Exercise aim -> Without the pictures, set down every line of the data exactly.

----

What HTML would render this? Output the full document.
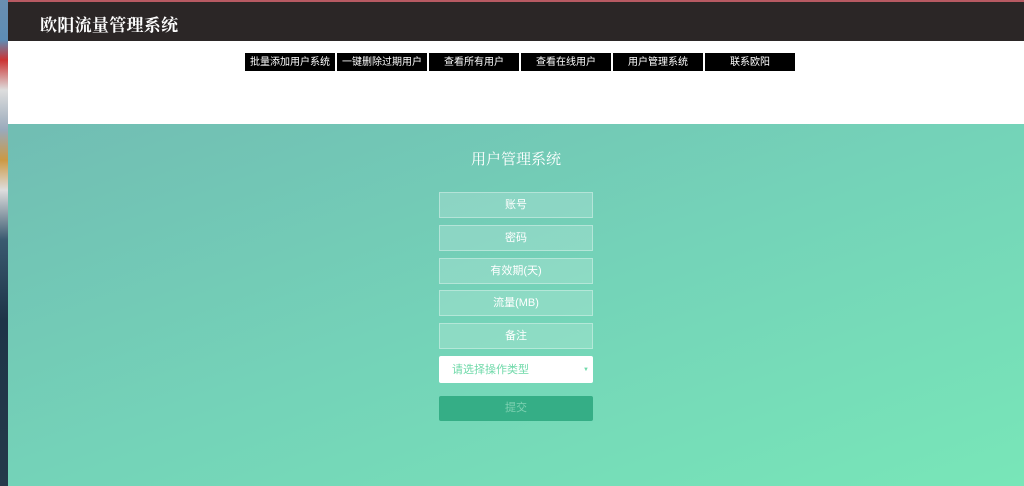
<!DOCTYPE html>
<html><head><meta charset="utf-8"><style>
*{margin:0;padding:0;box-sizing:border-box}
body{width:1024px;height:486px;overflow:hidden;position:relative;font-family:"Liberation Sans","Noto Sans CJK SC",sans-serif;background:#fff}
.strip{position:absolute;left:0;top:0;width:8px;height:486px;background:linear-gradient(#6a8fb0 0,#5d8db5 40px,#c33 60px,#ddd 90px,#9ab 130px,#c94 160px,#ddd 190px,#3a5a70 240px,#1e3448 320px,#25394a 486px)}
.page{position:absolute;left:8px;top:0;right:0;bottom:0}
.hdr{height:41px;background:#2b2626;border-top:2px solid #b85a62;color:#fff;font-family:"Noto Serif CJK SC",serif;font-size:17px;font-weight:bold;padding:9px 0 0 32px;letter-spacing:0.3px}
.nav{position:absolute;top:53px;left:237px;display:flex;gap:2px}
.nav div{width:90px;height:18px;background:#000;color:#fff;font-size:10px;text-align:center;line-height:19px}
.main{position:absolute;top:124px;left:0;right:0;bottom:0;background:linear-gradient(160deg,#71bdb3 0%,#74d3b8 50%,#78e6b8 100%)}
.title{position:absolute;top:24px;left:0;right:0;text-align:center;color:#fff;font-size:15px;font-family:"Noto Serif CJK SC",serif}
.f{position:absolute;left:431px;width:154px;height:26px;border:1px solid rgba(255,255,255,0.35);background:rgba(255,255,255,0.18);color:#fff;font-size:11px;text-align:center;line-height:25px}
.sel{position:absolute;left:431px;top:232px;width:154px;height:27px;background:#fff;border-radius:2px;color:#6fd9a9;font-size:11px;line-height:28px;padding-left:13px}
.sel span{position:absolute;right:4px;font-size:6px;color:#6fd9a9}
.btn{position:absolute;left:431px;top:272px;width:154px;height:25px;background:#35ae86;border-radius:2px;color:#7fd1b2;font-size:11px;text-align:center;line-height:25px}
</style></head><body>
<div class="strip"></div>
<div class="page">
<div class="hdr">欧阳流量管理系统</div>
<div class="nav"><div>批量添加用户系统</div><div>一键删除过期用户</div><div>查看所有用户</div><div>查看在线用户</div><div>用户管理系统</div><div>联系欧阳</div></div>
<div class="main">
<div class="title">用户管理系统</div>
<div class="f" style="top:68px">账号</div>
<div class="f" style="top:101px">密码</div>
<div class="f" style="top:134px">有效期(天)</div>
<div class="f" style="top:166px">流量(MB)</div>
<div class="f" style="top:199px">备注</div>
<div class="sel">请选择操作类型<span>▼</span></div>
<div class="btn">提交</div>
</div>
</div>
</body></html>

----

Answer for the task ->
What HTML would render this? Output the full document.
<!DOCTYPE html>
<html><head><meta charset="utf-8"><style>
*{margin:0;padding:0;box-sizing:border-box}
body{width:1024px;height:486px;overflow:hidden;position:relative;font-family:"Liberation Sans","Noto Sans CJK SC",sans-serif;background:#fff}
.strip{position:absolute;left:0;top:0;width:8px;height:486px;background:linear-gradient(#6a8fb0 0,#5d8db5 40px,#c33 60px,#ddd 90px,#9ab 130px,#c94 160px,#ddd 190px,#3a5a70 240px,#1e3448 320px,#25394a 486px)}
.page{position:absolute;left:8px;top:0;right:0;bottom:0}
.hdr{height:41px;background:#2b2626;border-top:2px solid #b85a62;color:#fff;font-family:"Noto Serif CJK SC",serif;font-size:17px;font-weight:bold;padding:9px 0 0 32px;letter-spacing:0.3px}
.nav{position:absolute;top:53px;left:237px;display:flex;gap:2px}
.nav div{width:90px;height:18px;background:#000;color:#fff;font-size:10px;text-align:center;line-height:19px}
.main{position:absolute;top:124px;left:0;right:0;bottom:0;background:linear-gradient(160deg,#71bdb3 0%,#74d3b8 50%,#78e6b8 100%)}
.title{position:absolute;top:24px;left:0;right:0;text-align:center;color:#fff;font-size:15px;font-family:"Noto Serif CJK SC",serif}
.f{position:absolute;left:431px;width:154px;height:26px;border:1px solid rgba(255,255,255,0.35);background:rgba(255,255,255,0.18);color:#fff;font-size:11px;text-align:center;line-height:25px}
.sel{position:absolute;left:431px;top:232px;width:154px;height:27px;background:#fff;border-radius:2px;color:#6fd9a9;font-size:11px;line-height:28px;padding-left:13px}
.sel span{position:absolute;right:4px;font-size:6px;color:#6fd9a9}
.btn{position:absolute;left:431px;top:272px;width:154px;height:25px;background:#35ae86;border-radius:2px;color:#7fd1b2;font-size:11px;text-align:center;line-height:25px}
</style></head><body>
<div class="strip"></div>
<div class="page">
<div class="hdr">欧阳流量管理系统</div>
<div class="nav"><div>批量添加用户系统</div><div>一键删除过期用户</div><div>查看所有用户</div><div>查看在线用户</div><div>用户管理系统</div><div>联系欧阳</div></div>
<div class="main">
<div class="title">用户管理系统</div>
<div class="f" style="top:68px">账号</div>
<div class="f" style="top:101px">密码</div>
<div class="f" style="top:134px">有效期(天)</div>
<div class="f" style="top:166px">流量(MB)</div>
<div class="f" style="top:199px">备注</div>
<div class="sel">请选择操作类型<span>▼</span></div>
<div class="btn">提交</div>
</div>
</div>
</body></html>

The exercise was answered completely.